An alternative method is to “dot and dab” insulation backed plasterboards straight onto the wall. This can be quick if you know what you are doing. People trying it for the first time tend to make a lot of mess, swear a lot, and don’t always end up with very plum walls.
The secret is firstly to put a level on the wall before starting to determine where the plum is running and to identify any bulges. Secondly, you need to mix the adhesive to the consistency of thick icing. It needs to be stiff enough that it will stick on the wall at the desired thickness without sliding but pliable enough that the board can be knocked into plum. Thirdly, you need to dust the wall down with water or, diluted PVA. If you leave masonry dry and dusty the adhesive will stick to the dust and just peel off.
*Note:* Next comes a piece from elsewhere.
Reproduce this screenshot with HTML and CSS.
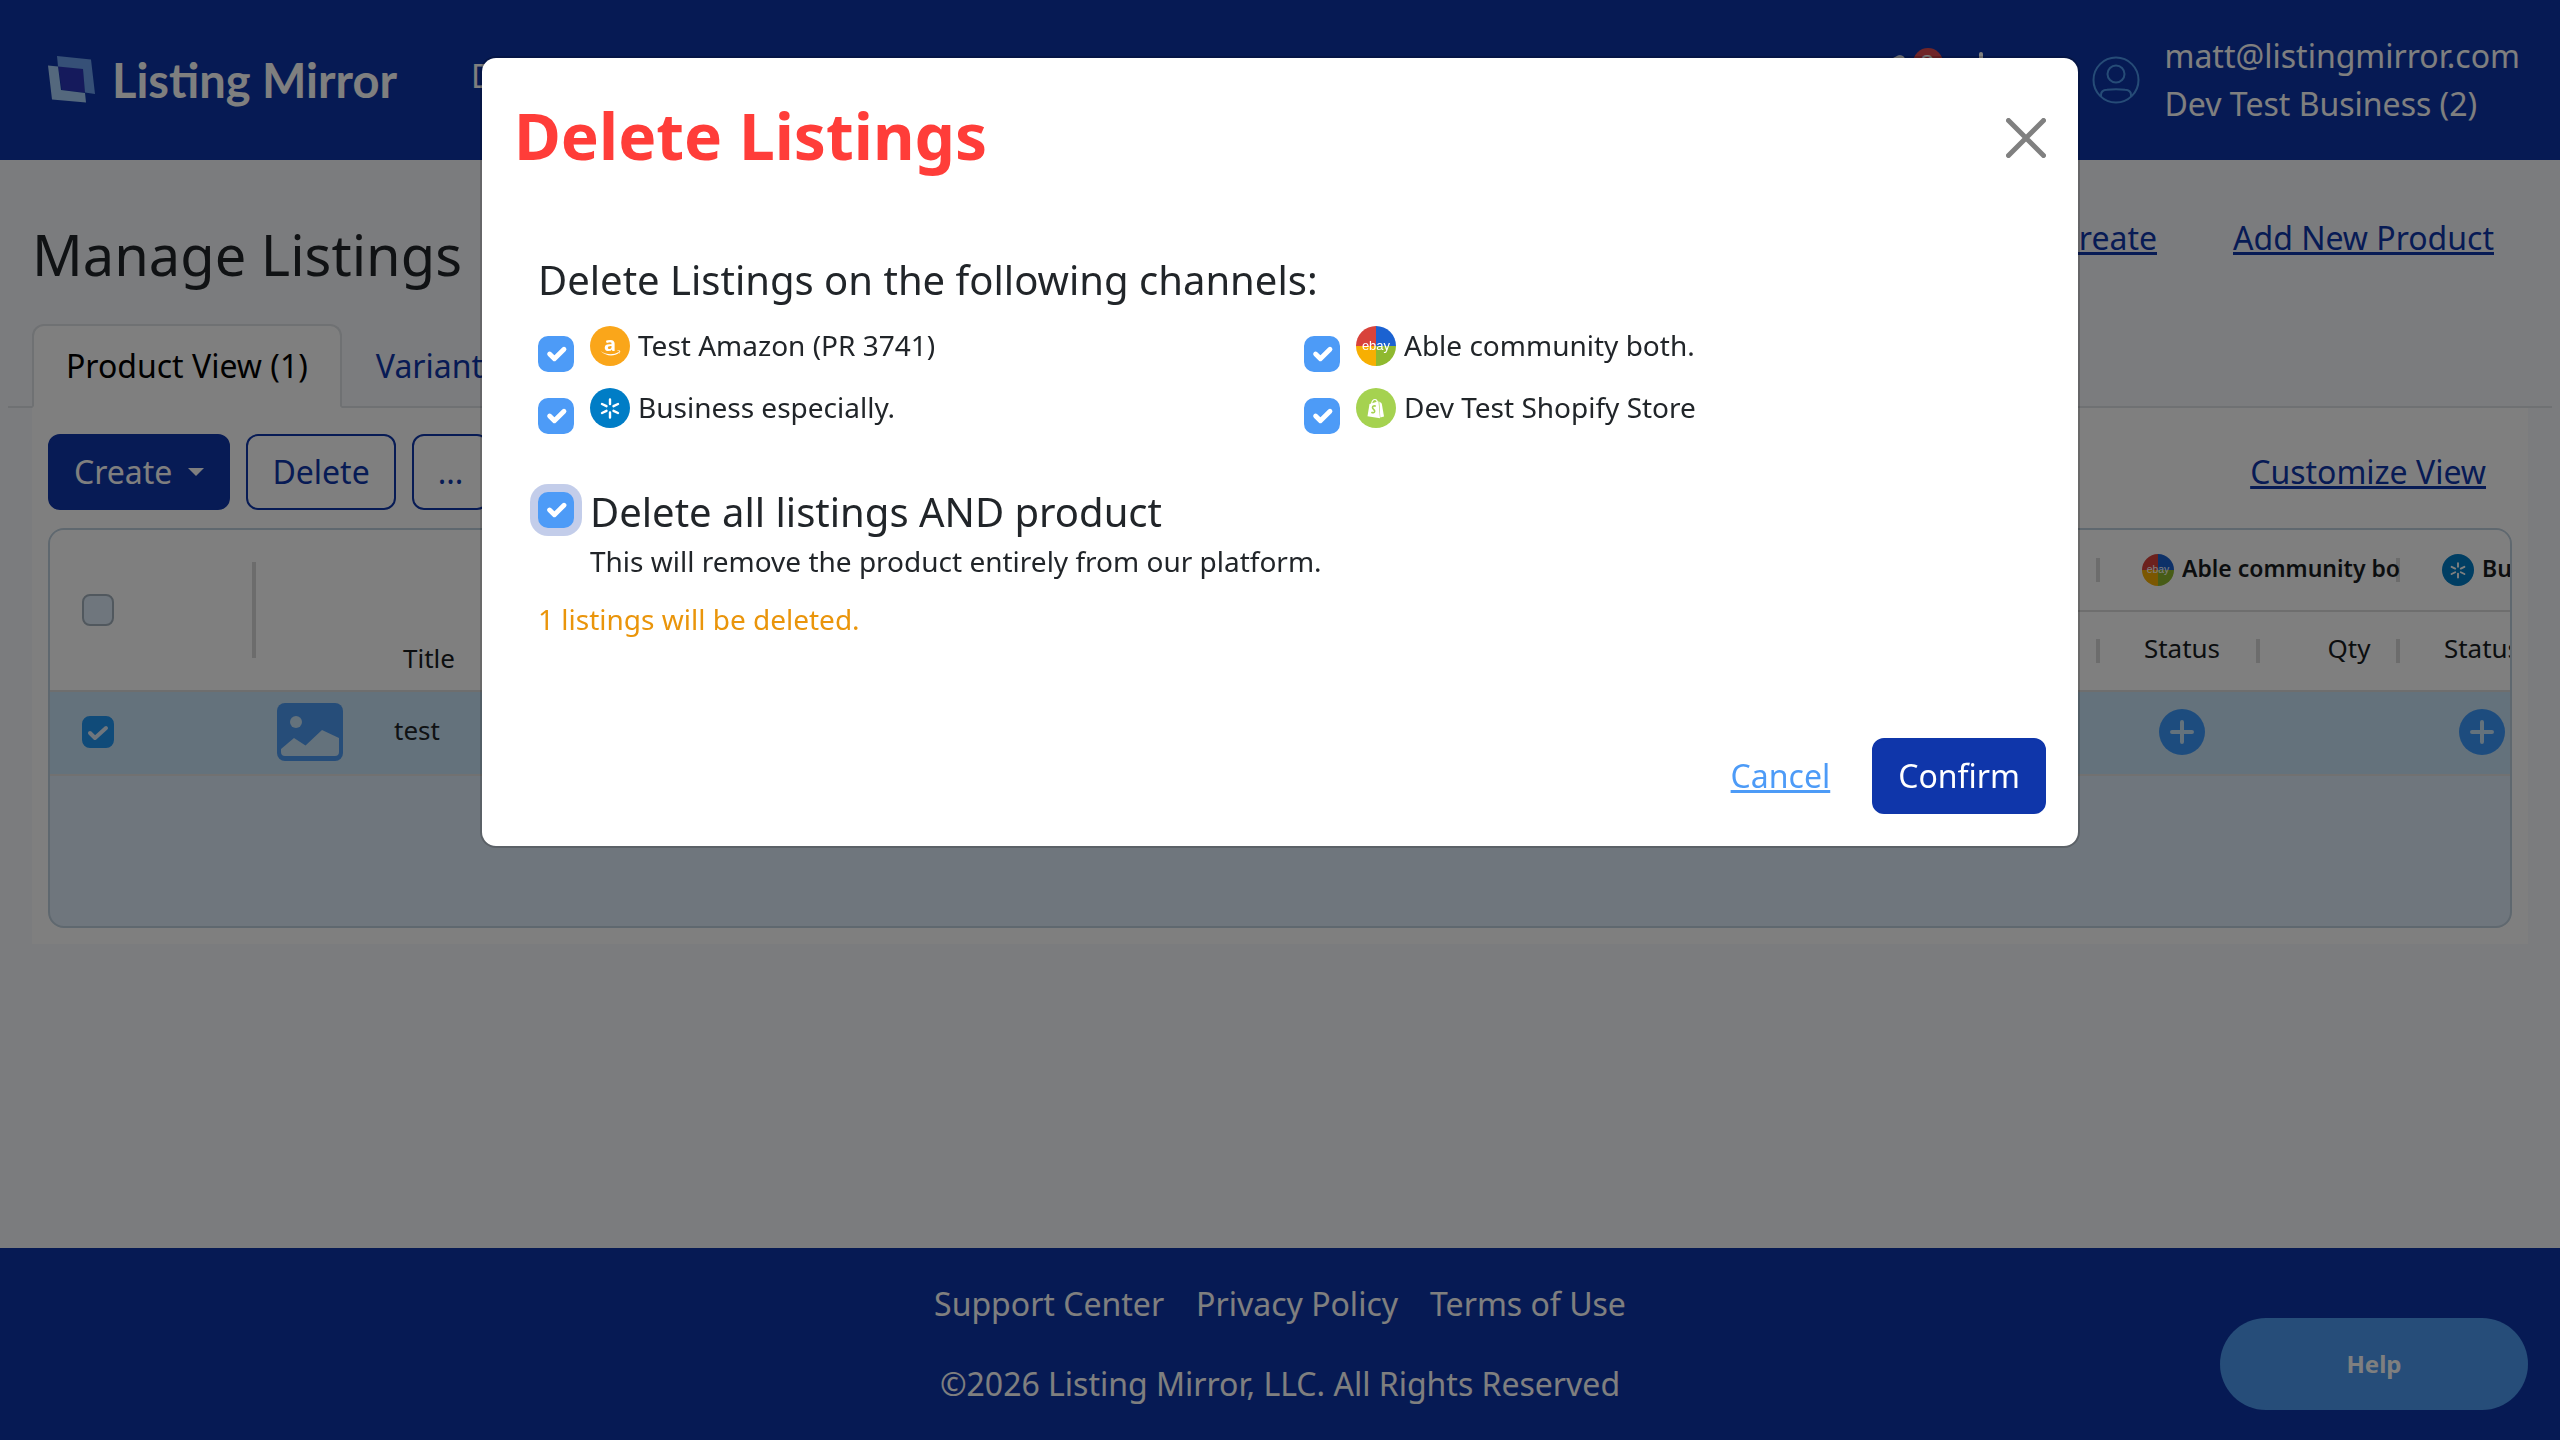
FILE: index.html
```html
<!DOCTYPE html>
<html lang="en">
<head>
<meta charset="utf-8">
<meta name="viewport" content="width=device-width, initial-scale=1">
<title>Manage Listings - Listing Mirror</title>
<link rel="stylesheet" href="styles.css">
</head>
<body>
<svg class="sprite" aria-hidden="true">
  <symbol id="amazon" viewBox="0 0 40 40">
    <circle cx="20" cy="20" r="20" fill="#faa61a"/>
    <text x="20" y="25" text-anchor="middle" class="mark-a">a</text>
    <path d="M10.500 25c6 4 13 4.200 18 1l.6.800c-5 3.900-13 3.700-18.600-1.800zM27 24.800c1.500-.4 3-.3 3.200.1.200.7-.4 2.200-1.300 3 .3-1 .7-2 .4-2.400-.4-.5-1.400-.5-2.300-.700z" fill="#fff"/>
  </symbol>
  <symbol id="walmart" viewBox="0 0 40 40">
    <circle cx="20" cy="20" r="20" fill="#007dc6"/>
    <g stroke="#fff" stroke-width="2.400" stroke-linecap="round">
      <path d="M20 11.500v4.500M20 24.500v5M12 16l4.500 2.200M28 16l-4.500 2.200M12 25l4.500-2.200M28 25l-4.500-2.200"/>
    </g>
  </symbol>
  <symbol id="ebay" viewBox="0 0 40 40">
    <path d="M20 20V0A20 20 0 0 0 0 20z" fill="#d8433b"/>
    <path d="M20 20h20A20 20 0 0 0 20 0z" fill="#1b62d1"/>
    <path d="M20 20H0a20 20 0 0 0 20 20z" fill="#f7af02"/>
    <path d="M20 20v20a20 20 0 0 0 20-20z" fill="#8fb92f"/>
    <text x="20" y="24" text-anchor="middle" class="mark-ebay">ebay</text>
  </symbol>
  <symbol id="shopify" viewBox="0 0 40 40">
    <circle cx="20" cy="20" r="20" fill="#a5d250"/>
    <path d="M13.500 16l9-2.800 1.500 17-12.500-2z" fill="#fff"/>
    <path d="M23.300 13.500l1 .7 1.500 1.500L28 28.500l-3.700 1z" fill="#fff"/>
    <path d="M15.500 16c.5-3 2-4.500 3.500-4.500s2.300 1 2.400 3.500" fill="none" stroke="#fff" stroke-width="1.200"/>
    <path d="M19.800 18.300c-1.500-.8-3.300-.3-3.300 1.300s2.300 1.900 2.200 3.700c-.1 1.600-2 2-3.300.800" fill="none" stroke="#a5d250" stroke-width="1.600"/>
  </symbol>
  <symbol id="plus" viewBox="0 0 46 46">
    <circle cx="23" cy="23" r="23" fill="#3a98fc"/>
    <path d="M23 13v20M13 23h20" stroke="#c8e4f8" stroke-width="4" stroke-linecap="round"/>
  </symbol>
</svg>

<header class="topbar">
  <a class="brand" href="#">
    <svg class="brand-mark" viewBox="0 0 48 48" aria-hidden="true">
      <path d="M10 10l25 2.500 2 24-23-2.500z" fill="#2b35b8"/>
      <path d="M9 0l34 3.500 4 34.500-10-1.500-2-23.500-25-2.500z" fill="#6ca0ee"/>
      <path d="M0 9.500l10 1 3 23.500 24 3 1 9.500-34-3z" fill="#a9d0fb"/>
    </svg>
    <span>Listing Mirror</span>
  </a>
  <nav class="topnav"><a href="#">Dashboard</a></nav>
  <div class="tools">
    <button class="tool" aria-label="Announcements">
      <svg viewBox="0 0 48 56" aria-hidden="true"><path d="M8 8l9-4.500q5-1 7 3l8 16L14 28z" fill="#fff"/></svg>
      <span class="count">2</span>
    </button>
    <button class="tool" aria-label="Settings">
      <svg viewBox="0 0 48 56" aria-hidden="true"><path d="M24 2v6" stroke="#fff" stroke-width="4" stroke-linecap="round"/><circle cx="24" cy="28" r="20" fill="none" stroke="#fff" stroke-width="4"/></svg>
    </button>
    <svg class="avatar" viewBox="0 0 48 48" aria-hidden="true">
      <g fill="none" stroke="#4d98ee" stroke-width="2">
        <circle cx="24" cy="24" r="22.500"/><circle cx="24" cy="18" r="8.500"/>
        <path d="M9 40.500v-1.500q0-5 6-5.200q9-1 18 0q6 .2 6 5.200v1.500"/>
      </g>
    </svg>
    <div class="account"><a href="#">matt@listingmirror.com</a><span>Dev Test Business (2)</span></div>
  </div>
</header>

<main class="page">
  <div class="page-head">
    <h1>Manage Listings</h1>
    <div class="page-links"><a href="#">Bulk Create</a><a href="#">Add New Product</a></div>
  </div>
  <nav class="tabs">
    <a class="tab active" href="#">Product View (1)</a>
    <a class="tab" href="#">Variant View (1)</a>
  </nav>
  <section class="panel">
    <div class="toolbar">
      <button class="btn solid">Create<span class="caret"></span></button>
      <button class="btn outline">Delete</button>
      <button class="btn outline">...</button>
      <a class="customize" href="#">Customize View</a>
    </div>
    <div class="grid">
      <table class="listing-table">
        <colgroup>
          <col class="c-check"><col class="c-image"><col>
          <col class="c-status"><col class="c-qty"><col class="c-status"><col class="c-qty"><col class="c-status"><col class="c-qty">
        </colgroup>
        <thead>
          <tr class="groups">
            <th rowspan="2" class="check-cell tall-split"><input type="checkbox" class="grid-check" aria-label="Select all"></th>
            <th rowspan="2"></th>
            <th rowspan="2" class="title-head">Title</th>
            <th colspan="2" class="split"><div class="channel-head"><svg><use href="#amazon"/></svg><span>Test Amazon</span></div></th>
            <th colspan="2" class="split"><div class="channel-head"><svg><use href="#ebay"/></svg><span>Able community both.</span></div></th>
            <th colspan="2"><div class="channel-head"><svg><use href="#walmart"/></svg><span>Business especially.</span></div></th>
          </tr>
          <tr class="fields">
            <th class="split">Status</th><th class="split qty">Qty</th>
            <th class="split">Status</th><th class="split qty">Qty</th>
            <th class="split">Status</th><th class="qty">Qty</th>
          </tr>
        </thead>
        <tbody>
          <tr>
            <td class="check-cell"><input type="checkbox" class="grid-check" checked aria-label="Select test"></td>
            <td class="image-cell">
              <svg class="thumb" viewBox="0 0 66 58" aria-label="No image">
                <rect width="66" height="58" rx="8" fill="#4c9af2"/>
                <circle cx="19" cy="19" r="6" fill="#c8e4f8"/>
                <path d="M4 46l13-11 11.500 7.500L45 27l17 8v14q0 4-4 4H8q-4 0-4-4z" fill="#c8e4f8"/>
              </svg>
            </td>
            <td class="name-cell">test</td>
            <td class="add-cell"><svg class="plus"><use href="#plus"/></svg></td><td></td>
            <td class="add-cell"><svg class="plus"><use href="#plus"/></svg></td><td></td>
            <td class="add-cell"><svg class="plus"><use href="#plus"/></svg></td><td></td>
          </tr>
        </tbody>
      </table>
    </div>
  </section>
</main>

<footer class="footer">
  <nav><a href="#">Support Center</a><a href="#">Privacy Policy</a><a href="#">Terms of Use</a></nav>
  <p>©2026 Listing Mirror, LLC. All Rights Reserved</p>
</footer>

<button class="help">Help</button>

<div class="backdrop">
  <div class="modal" role="dialog" aria-modal="true" aria-labelledby="modal-title">
    <div class="modal-head">
      <h2 id="modal-title">Delete Listings</h2>
      <button class="close" aria-label="Close">
        <svg viewBox="0 0 40 40" aria-hidden="true"><path d="M2.500 2.500l35 35M37.500 2.500l-35 35" stroke="#808080" stroke-width="5" stroke-linecap="round"/></svg>
      </button>
    </div>
    <div class="modal-body">
      <h3>Delete Listings on the following channels:</h3>
      <div class="channels">
        <label class="channel"><input type="checkbox" class="check" checked><svg><use href="#amazon"/></svg>Test Amazon (PR 3741)</label>
        <label class="channel"><input type="checkbox" class="check" checked><svg><use href="#ebay"/></svg>Able community both.</label>
        <label class="channel"><input type="checkbox" class="check" checked><svg><use href="#walmart"/></svg>Business especially.</label>
        <label class="channel"><input type="checkbox" class="check" checked><svg><use href="#shopify"/></svg>Dev Test Shopify Store</label>
      </div>
      <div class="all">
        <input type="checkbox" class="check focused" id="all" checked>
        <div>
          <label for="all">Delete all listings AND product</label>
          <p>This will remove the product entirely from our platform.</p>
        </div>
      </div>
      <p class="warning">1 listings will be deleted.</p>
    </div>
    <div class="modal-foot">
      <a href="#">Cancel</a>
      <button class="btn solid">Confirm</button>
    </div>
  </div>
</div>
</body>
</html>
```

FILE: styles.css
```css
:root {
  --navy: #0f36aa;
  --sky: #4d9bf7;
  --ink: #212529;
}

* { box-sizing: border-box; }

body {
  margin: 0;
  min-height: 100vh;
  display: flex;
  flex-direction: column;
  background: #f7f8fc;
  color: var(--ink);
  font: 32px/48px "Noto Sans", sans-serif;
}

h1, h2, h3, p { margin: 0; font-weight: 400; }
a { color: inherit; }
button { font: inherit; cursor: pointer; }
svg { display: block; flex: none; }
.sprite { display: none; }
.mark-a { font: 700 20px "Noto Sans", sans-serif; fill: #fff; }
.mark-ebay { font: 400 13px "Liberation Sans", sans-serif; fill: #fff; }

/* Top bar */
.topbar {
  display: flex;
  align-items: center;
  height: 160px;
  padding: 0 40px 0 48px;
  background: #0d35a8;
  color: #fff;
}
.topbar a { text-decoration: none; }
.brand {
  display: flex;
  align-items: center;
  gap: 16px;
  font: 700 47px/56px Lato, sans-serif;
}
.brand-mark { width: 48px; height: 48px; }
.topnav { margin: 0 0 8px 74px; }
.tools { display: flex; align-items: center; margin-left: auto; }
.tool {
  position: relative;
  width: 48px;
  height: 56px;
  margin-right: 28px;
  padding: 0;
  border: 0;
  background: none;
  color: #fff;
}
.tool svg { width: 48px; height: 56px; }
.count {
  position: absolute;
  top: -4px;
  right: -14px;
  width: 30px;
  height: 30px;
  border-radius: 50%;
  background: #e04a50;
  font-size: 24px;
  line-height: 30px;
}
.avatar { width: 48px; height: 48px; margin: 0 25px 0 59px; }
.account { display: flex; flex-direction: column; }

/* Page */
.page { flex: 1; padding-top: 54px; }
.page-head {
  display: flex;
  justify-content: space-between;
  align-items: flex-start;
  padding: 0 66px 0 32px;
  margin-bottom: 36px;
}
h1 { margin-top: 6px; font-size: 56px; line-height: 68px; }
.page-links { display: flex; gap: 76px; color: var(--navy); }

.tabs {
  display: flex;
  margin: 0 8px;
  padding-left: 24px;
  border-bottom: 2px solid #dee2e6;
}
.tab {
  margin-bottom: -2px;
  padding: 16px 32px;
  border: 2px solid transparent;
  border-radius: 12px 12px 0 0;
  color: var(--navy);
  text-decoration: none;
}
.tab.active {
  border-color: #dee2e6 #dee2e6 #fff;
  background: #fff;
  color: #000;
}
.panel { margin: 0 32px; padding: 26px 16px 16px; background: #fff; }
.toolbar { display: flex; align-items: center; gap: 16px; margin-bottom: 18px; }
.btn {
  display: flex;
  align-items: center;
  height: 76px;
  padding: 0 24px;
  border: 2px solid var(--navy);
  border-radius: 12px;
}
.btn.solid { background: var(--navy); color: #fff; }
.btn.outline { background: none; color: var(--navy); }
.caret {
  margin-left: 16px;
  border: 8px solid transparent;
  border-top-color: #fff;
  border-bottom: 0;
}
.customize { margin: 0 26px 0 auto; color: var(--navy); }

/* Listing grid */
.grid {
  height: 400px;
  overflow: hidden;
  border: 2px solid #bfd0de;
  border-radius: 16px;
  background: #deecfa;
  font-size: 26px;
  line-height: 36px;
}
.listing-table {
  width: calc(100% + 190px);
  table-layout: fixed;
  border-collapse: separate;
  border-spacing: 0;
}
.c-check { width: 206px; }
.c-image { width: 122px; }
.c-status { width: 160px; }
.c-qty { width: 140px; }
th, td { padding: 0; overflow: hidden; }
th { background: #fff; color: #181d1f; font-weight: 400; }
.groups th { height: 82px; border-bottom: 2px solid #dddddd; }
.fields th { height: 80px; padding: 0 0 6px 4px; border-bottom: 2px solid #dddddd; }
.fields .qty { padding-left: 38px; }
td { height: 84px; padding-bottom: 2px; background: #c8e4f8; border-bottom: 2px solid #e2e2e2; }
.split {
  background: linear-gradient(#d9d9d9, #d9d9d9) right center / 4px 24px no-repeat #fff;
}
.tall-split {
  background: linear-gradient(#d9d9d9, #d9d9d9) right center / 4px 96px no-repeat #fff;
}
.check-cell { padding-left: 32px; text-align: left; }
.groups .title-head { padding: 0 0 14px 25px; text-align: left; vertical-align: bottom; }
.channel-head {
  display: flex;
  align-items: center;
  gap: 8px;
  padding-left: 42px;
  font-size: 23px;
  font-weight: 600;
  white-space: nowrap;
}
.channel-head svg { width: 32px; height: 32px; }
.channel-head span { overflow: hidden; padding-bottom: 4px; }
.thumb { width: 66px; height: 58px; margin-left: 21px; }
.name-cell { padding: 0 0 6px 16px; }
.plus { width: 46px; height: 46px; margin-left: 59px; }

.grid-check, .check {
  appearance: none;
  display: block;
  flex: none;
  margin: 0;
  background: center / 100% no-repeat;
}
.grid-check {
  width: 32px;
  height: 32px;
  border: 2px solid #a3b1bd;
  border-radius: 8px;
  background-color: #deecfa;
}
.grid-check:checked {
  border-color: #2196f3;
  background-color: #2196f3;
  background-image: url("data:image/svg+xml,%3Csvg xmlns='http://www.w3.org/2000/svg' viewBox='0 0 28 28'%3E%3Cpath d='M6 15l5 5 11-10' fill='none' stroke='%23deecfa' stroke-width='4' stroke-linecap='round' stroke-linejoin='round'/%3E%3C/svg%3E");
}

/* Footer */
.footer { padding: 32px; background: #0d35a8; color: #fff; text-align: center; }
.footer nav { display: flex; justify-content: center; gap: 32px; margin-bottom: 32px; }
.footer a { text-decoration: none; }
.help {
  position: fixed;
  right: 32px;
  bottom: 30px;
  width: 308px;
  height: 92px;
  border: 0;
  border-radius: 46px;
  background: #4c9af2;
  color: #fff;
  font-size: 24px;
  font-weight: 700;
}

/* Modal */
.backdrop {
  position: fixed;
  inset: 0;
  padding-top: 56px;
  overflow: auto;
  background: rgba(0, 0, 0, 0.5);
}
.modal {
  max-width: 1600px;
  margin: 0 auto;
  border: 2px solid rgba(0, 0, 0, 0.175);
  border-radius: 16px;
  background: #fff;
  background-clip: padding-box;
}
.modal-head { display: flex; justify-content: space-between; padding: 32px; }
h2 { color: #ff3d39; font-size: 64px; font-weight: 700; line-height: 92px; }
.close { height: 96px; padding: 0; border: 0; background: none; }
.close svg { width: 40px; height: 40px; }
.modal-body { padding: 38px 56px 66px; font-size: 28px; line-height: 42px; }
h3 { margin-bottom: 20px; font-size: 40px; line-height: 48px; }
.channels {
  display: grid;
  grid-template-columns: 1fr 1fr;
  gap: 20px 48px;
  margin-bottom: 60px;
}
.channel { display: flex; height: 42px; }
.channel svg { width: 40px; height: 40px; margin: 2px 8px 0 0; }
.check {
  width: 36px;
  height: 36px;
  margin-right: 16px;
  border: 2px solid #b9c6d3;
  border-radius: 10px;
}
.channel .check { margin-top: 12px; }
.check:checked {
  border-color: var(--sky);
  background-color: var(--sky);
  background-image: url("data:image/svg+xml,%3Csvg xmlns='http://www.w3.org/2000/svg' viewBox='0 0 20 20'%3E%3Cpath fill='none' stroke='%23fff' stroke-linecap='round' stroke-linejoin='round' stroke-width='3' d='m6 10 3 3 6-6'/%3E%3C/svg%3E");
}
.all { display: flex; }
.all .check { margin-top: 4px; }
.all label { display: block; margin-bottom: 4px; font-size: 40px; line-height: 48px; }
.focused { box-shadow: 0 0 0 8px rgba(15, 54, 170, 0.25); }
.warning { margin-top: 16px; color: #ea950b; }
.modal-foot {
  display: flex;
  justify-content: flex-end;
  align-items: center;
  gap: 42px;
  padding: 32px;
}
.modal-foot a { color: var(--sky); }
```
Once the board is positioned, test for plum and line and knock into position with a block and hammer. If part of the board refuses to stick just put in a rawl plug and screw a baton over the lose area. The screw can be tightened and loosened to bring the board into plum.
Dot and dab is a good solution if the ceiling height is eight foot or under (the length of a standard wall board). If you use tapered edged boards, the joints can be just taped and filled, the corner between wall and ceiling caulked and the wall can be painted with no need for skimming. As with the multifoil it is good practice to ensure that there is adequate ventilation through the wall to the inside of the insulation.
There are 4mm thermal wallpapers available. These will not achieve anything like the U-value of boards or foil though they are better than nothing and many people say that they achieve noticeable results. They are a particularly handy option if you have decorative cornices and skirtings you want to conserve or if you cannot afford to lose any floor space.